TASK. Only the pictures are omitted; repeat all other data exactly.

- - - - - - -

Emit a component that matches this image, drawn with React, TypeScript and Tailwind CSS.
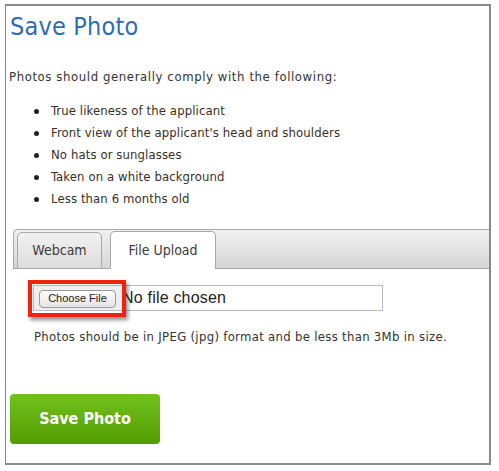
import React from 'react';

const bullets = [
  'True likeness of the applicant',
  "Front view of the applicant's head and shoulders",
  'No hats or sunglasses',
  'Taken on a white background',
  'Less than 6 months old',
];

export default function App() {
  return (
    <div className="w-[499px] h-[471px] bg-white overflow-hidden pl-[5px] pt-[4px] font-['DejaVu_Sans_Condensed','Liberation_Sans',sans-serif]">
      <div className="w-[486px] h-[461px] border-t-2 border-r-2 border-b-2 border-l border-[#8a8a8a] flex flex-col">
        <h1 className="mt-[6px] ml-[4px] text-[25px] leading-[30px] text-[#2e6db2] tracking-[0.2px]">
          Save Photo
        </h1>

        <p className="mt-[26px] ml-[3px] text-[13px] leading-[18px] text-[#333] tracking-[0.6px]">
          Photos should generally comply with the following:
        </p>

        <ul className="mt-[14px] ml-[28px] text-[13px] leading-[22px] text-[#3a2f1f] tracking-[0.1px]">
          {bullets.map((b) => (
            <li key={b} className="flex items-center">
              <span className="w-[5px] h-[5px] rounded-full bg-[#222] mr-[12px]" />
              {b}
            </li>
          ))}
        </ul>

        <div className="mt-[19px] ml-[7px] h-[40px] rounded-tl-[5px] border border-r-0 border-[#a8a8a8] bg-gradient-to-b from-[#f0f0f0] to-[#d6d6d6] flex items-end gap-[8px] pl-[3px]">
          <div className="w-[85px] h-[37px] -mb-px rounded-t-[5px] border border-[#a8a8a8] bg-gradient-to-b from-[#f2f2f2] to-[#dcdcdc] flex items-center justify-center text-[14px] text-[#3a3a3a]">
            Webcam
          </div>
          <div className="w-[106px] h-[38px] -mb-px rounded-t-[5px] border border-b-0 border-[#a8a8a8] bg-white flex items-center justify-center text-[14px] text-[#3a3a3a]">
            File Upload
          </div>
        </div>

        <div className="mt-[16px] ml-[27px] w-[350px] h-[26px] border border-[#b8b8c8] bg-white flex items-center relative font-['Liberation_Sans',sans-serif]">
          <div className="w-[88px] h-full bg-[#eeeeee] flex items-center pl-[5px] pt-[1px]">
            <div className="w-[77px] h-[18px] rounded-[4px] border border-[#9a9a9a] bg-gradient-to-b from-white to-[#e4e4e4] flex items-center justify-center text-[11px] text-[#222]">
              Choose File
            </div>
          </div>
          <span className="text-[16px] leading-[22px] text-[#222] tracking-[0.2px]">No file chosen</span>
          {/* red highlight drawn over the file input */}
          <div className="absolute -left-[6px] -top-[6px] w-[98px] h-[37px] border-[4px] border-[#ee2211] shadow-[2px_3px_4px_rgba(0,0,0,0.45)]" />
        </div>

        <p className="mt-[17px] ml-[28px] text-[13px] leading-[18px] text-[#333] tracking-[0.3px]">
          Photos should be in JPEG (jpg) format and be less than 3Mb in size.
        </p>

        <button className="mt-[48px] ml-[4px] w-[150px] h-[50px] rounded-[4px] bg-gradient-to-b from-[#72c21c] to-[#529c00] text-white text-[16px] font-bold">
          Save Photo
        </button>
      </div>
    </div>
  );
}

- - - - - - -

EXERCISE OUTPUT.
Emit a component that matches this image, drawn with React, TypeScript and Tailwind CSS.
import React from 'react';

const bullets = [
  'True likeness of the applicant',
  "Front view of the applicant's head and shoulders",
  'No hats or sunglasses',
  'Taken on a white background',
  'Less than 6 months old',
];

export default function App() {
  return (
    <div className="w-[499px] h-[471px] bg-white overflow-hidden pl-[5px] pt-[4px] font-['DejaVu_Sans_Condensed','Liberation_Sans',sans-serif]">
      <div className="w-[486px] h-[461px] border-t-2 border-r-2 border-b-2 border-l border-[#8a8a8a] flex flex-col">
        <h1 className="mt-[6px] ml-[4px] text-[25px] leading-[30px] text-[#2e6db2] tracking-[0.2px]">
          Save Photo
        </h1>

        <p className="mt-[26px] ml-[3px] text-[13px] leading-[18px] text-[#333] tracking-[0.6px]">
          Photos should generally comply with the following:
        </p>

        <ul className="mt-[14px] ml-[28px] text-[13px] leading-[22px] text-[#3a2f1f] tracking-[0.1px]">
          {bullets.map((b) => (
            <li key={b} className="flex items-center">
              <span className="w-[5px] h-[5px] rounded-full bg-[#222] mr-[12px]" />
              {b}
            </li>
          ))}
        </ul>

        <div className="mt-[19px] ml-[7px] h-[40px] rounded-tl-[5px] border border-r-0 border-[#a8a8a8] bg-gradient-to-b from-[#f0f0f0] to-[#d6d6d6] flex items-end gap-[8px] pl-[3px]">
          <div className="w-[85px] h-[37px] -mb-px rounded-t-[5px] border border-[#a8a8a8] bg-gradient-to-b from-[#f2f2f2] to-[#dcdcdc] flex items-center justify-center text-[14px] text-[#3a3a3a]">
            Webcam
          </div>
          <div className="w-[106px] h-[38px] -mb-px rounded-t-[5px] border border-b-0 border-[#a8a8a8] bg-white flex items-center justify-center text-[14px] text-[#3a3a3a]">
            File Upload
          </div>
        </div>

        <div className="mt-[16px] ml-[27px] w-[350px] h-[26px] border border-[#b8b8c8] bg-white flex items-center relative font-['Liberation_Sans',sans-serif]">
          <div className="w-[88px] h-full bg-[#eeeeee] flex items-center pl-[5px] pt-[1px]">
            <div className="w-[77px] h-[18px] rounded-[4px] border border-[#9a9a9a] bg-gradient-to-b from-white to-[#e4e4e4] flex items-center justify-center text-[11px] text-[#222]">
              Choose File
            </div>
          </div>
          <span className="text-[16px] leading-[22px] text-[#222] tracking-[0.2px]">No file chosen</span>
          {/* red highlight drawn over the file input */}
          <div className="absolute -left-[6px] -top-[6px] w-[98px] h-[37px] border-[4px] border-[#ee2211] shadow-[2px_3px_4px_rgba(0,0,0,0.45)]" />
        </div>

        <p className="mt-[17px] ml-[28px] text-[13px] leading-[18px] text-[#333] tracking-[0.3px]">
          Photos should be in JPEG (jpg) format and be less than 3Mb in size.
        </p>

        <button className="mt-[48px] ml-[4px] w-[150px] h-[50px] rounded-[4px] bg-gradient-to-b from-[#72c21c] to-[#529c00] text-white text-[16px] font-bold">
          Save Photo
        </button>
      </div>
    </div>
  );
}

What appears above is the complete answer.